The path dependence of astronaut walks

…there was a fierce behind-the-scenes battle between them to be first to set foot on the Moon. Early plans were for Aldrin, as module pilot, to step out first, but one version reported by Smith has it that Armstrong, as mission commander, lobbied more vigorously than Aldrin, and Nasa backed him up because he would be ‘better equipped to handle the clamour when he got back’ and, more mundanely, because his seat in the lunar module was closer to the door. Aldrin paid Armstrong back by taking no photographs of him on the Moon: the only manually taken lunar image of the First Man on the Moon is in one of many pictures Armstrong snapped of Aldrin, showing himself reflected in the visor of Aldrin’s spacesuit.

That is from this excellent Steve Shapin article, hat tip goes to @MauraCunningham.  I liked this part:

…they were on the same basic pay rates as other US military officers: most were captains, making about $17,000 a year. (On their missions to the Moon, they were entitled only to the standard $8 per diem for being away from base, with deductions for ‘accommodation’ provided in the spaceship.)


Great story.
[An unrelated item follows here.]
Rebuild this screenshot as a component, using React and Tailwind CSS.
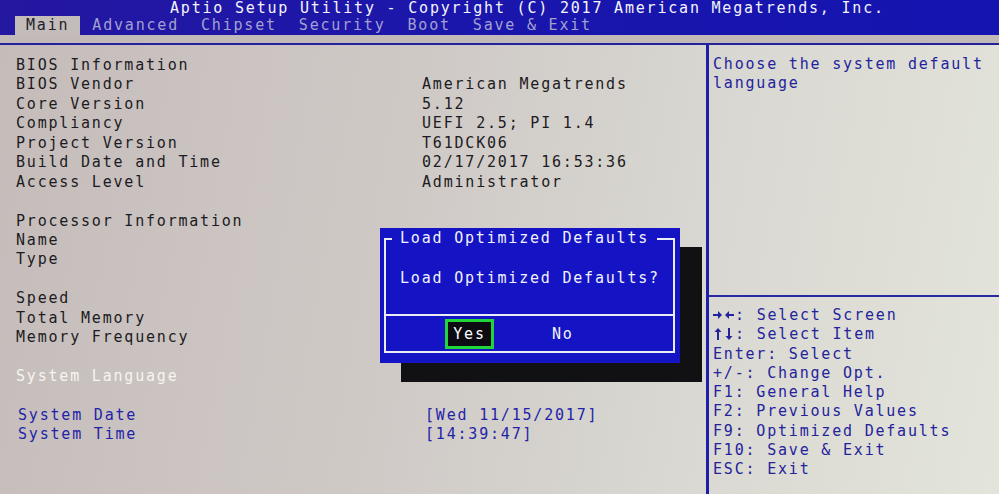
import React from 'react'

const mono = { fontFamily: '"DejaVu Sans Mono", "Liberation Mono", monospace' }

const tabs = ['Main', 'Advanced', 'Chipset', 'Security', 'Boot', 'Save & Exit']

// label, value, color of label
const rows = [
  ['BIOS Information', ''],
  ['BIOS Vendor', 'American Megatrends'],
  ['Core Version', '5.12'],
  ['Compliancy', 'UEFI 2.5; PI 1.4'],
  ['Project Version', 'T61DCK06'],
  ['Build Date and Time', '02/17/2017 16:53:36'],
  ['Access Level', 'Administrator'],
  ['', ''],
  ['Processor Information', ''],
  ['Name', ''],
  ['Type', ''],
  ['', ''],
  ['Speed', ''],
  ['Total Memory', ''],
  ['Memory Frequency', ''],
  ['', ''],
  ['System Language', '', 'white'],
  ['', ''],
  ['System Date', '[Wed 11/15/2017]', 'blue'],
  ['System Time', '[14:39:47]', 'blue'],
]

function LeftRight() {
  return (
    <svg width="22" height="12" viewBox="0 0 22 12" className="inline-block align-[-1px]" fill="currentColor">
      <polygon points="0,5 5,5 5,2 9,6 5,10 5,7 0,7" />
      <polygon points="21,5 16,5 16,2 12,6 16,10 16,7 21,7" />
    </svg>
  )
}

function UpDown() {
  return (
    <svg width="22" height="12" viewBox="0 0 22 12" className="inline-block align-[-1px]" fill="currentColor">
      <polygon points="4,12 4,4 1.5,4 5,0 8.5,4 6,4 6,12" />
      <polygon points="15,0 15,8 12.5,8 16,12 19.5,8 17,8 17,0" />
    </svg>
  )
}

const help = [
  [LeftRight, ': Select Screen'],
  [UpDown, ': Select Item'],
  [null, 'Enter: Select'],
  [null, '+/-: Change Opt.'],
  [null, 'F1: General Help'],
  [null, 'F2: Previous Values'],
  [null, 'F9: Optimized Defaults'],
  [null, 'F10: Save & Exit'],
  [null, 'ESC: Exit'],
]

function Row({ label, value, tone }) {
  const color =
    tone === 'white' ? 'text-[#f6f5ee]' : tone === 'blue' ? 'text-[#2323a8]' : 'text-[#1c1b22]'
  return (
    <div className={`grid grid-cols-[406px_1fr] h-[19.45px] leading-[19.45px] ${color}`}>
      <span className={tone === 'blue' ? 'pl-[2px]' : ''}>{label}</span>
      <span className={tone === 'blue' ? 'pl-[3px]' : ''}>{value}</span>
    </div>
  )
}

export default function App() {
  return (
    <div
      style={mono}
      className="relative w-[999px] h-[494px] overflow-hidden text-[15px] tracking-[1.8px] bg-[linear-gradient(100deg,#c5bcba_0%,#cfc9c6_40%,#d9d8d2_70%,#e3e4db_100%)]"
    >
      {/* header */}
      <div className="h-[35px] bg-[linear-gradient(90deg,#2417a0_0%,#1a16ac_50%,#1414b0_100%)]">
        <div className="h-[16px] leading-[17px] pl-[170px] text-[#f4f4fb] whitespace-pre">
          Aptio Setup Utility - Copyright (C) 2017 American Megatrends, Inc.
        </div>
        <div className="flex h-[19px] leading-[19px] pl-[15px]">
          {tabs.map((t, i) =>
            i === 0 ? (
              <span key={t} className="bg-[#c4bcba] text-[#23212a] px-[11px] mr-[12px]">
                {t}
              </span>
            ) : (
              <span key={t} className="text-[#a3a1cf] mr-[22px] whitespace-pre">
                {t}
              </span>
            )
          )}
        </div>
      </div>
      <div className="h-[8px] bg-[#c2bab9]" />
      <div className="h-[2px] bg-[#24229a]" />

      {/* body */}
      <div className="flex h-[449px]">
        <div className="w-[706px] pt-[11px] pl-[16px]">
          {rows.map(([l, v, tone], i) => (
            <Row key={i} label={l} value={v} tone={tone} />
          ))}
        </div>
        <div className="w-[3px] bg-[#1e1ea6]" />
        <div className="flex-1 flex flex-col text-[#24239c]">
          <div className="h-[250px] pt-[10px] pl-[4px] leading-[19.45px]">
            <div>Choose the system default</div>
            <div>language</div>
          </div>
          <div className="h-[2px] bg-[#2a2aa0]" />
          <div className="pt-[9px] pl-[4px]">
            {help.map(([Icon, h]) => (
              <div key={h} className="h-[19.3px] leading-[19.3px] whitespace-pre">
                {Icon && <Icon />}
                {h}
              </div>
            ))}
          </div>
        </div>
      </div>

      {/* dialog */}
      <div className="absolute left-[401px] top-[247px] w-[301px] h-[135px] bg-[#111114]" />
      <div className="absolute left-[380px] top-[228px] w-[300px] h-[135px] bg-[#1414c4]">
        <div className="absolute left-[4px] top-[10px] w-[291px] h-[115px] border-2 border-[#ececf6]">
          <span className="absolute left-[6px] -top-[11px] leading-[19px] bg-[#1414c4] px-[8px] text-[#f2f2fa] whitespace-pre">
            Load Optimized Defaults
          </span>
          <div className="h-[74px] pt-[28px] pl-[14px] leading-[20px] text-[#f2f2fa]">
            Load Optimized Defaults?
          </div>
          <div className="h-[2px] bg-[#ececf6]" />
          <div className="flex items-center pt-[3px] pl-[59px]">
            <div className="w-[49px] h-[30px] border-[3px] border-[#22d63a] bg-[#0c0c12] flex items-center justify-center text-white">
              Yes
            </div>
            <span className="ml-[58px] text-[#f2f2fa]">No</span>
          </div>
        </div>
      </div>
    </div>
  )
}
Reminds me of the American classic folk song, "Drill Ye Tarriers, Drill."
The foreman's name was John McCann
By God, he was a blamed mean man
Last week a premature blast went off
And a mile in the air went big Jim Goff.

And when next payday came around
Jim Goff a dollar short was found
When he asked, "What for?" came this reply
"You were docked for the time you were up in the sky."

NASA and the astronauts should have considered drawing lots, tossing a coin, or using some other random device to solve this problem

Surely you'd get higher economic efficiency by auctioning off the first on the moon rights?

I thought of that too. Would it have been possible for both to jump out of the lumar module or the steps and the same time, and the first to land on the moon becomes the first to land on the moon?

Edmund Hillary and Tenzing Norgay never would say who was actually the first to reach the summit of Everest. There is only a picture of Norgay at the summit, but apparently that was a deliberate decision by Hillary.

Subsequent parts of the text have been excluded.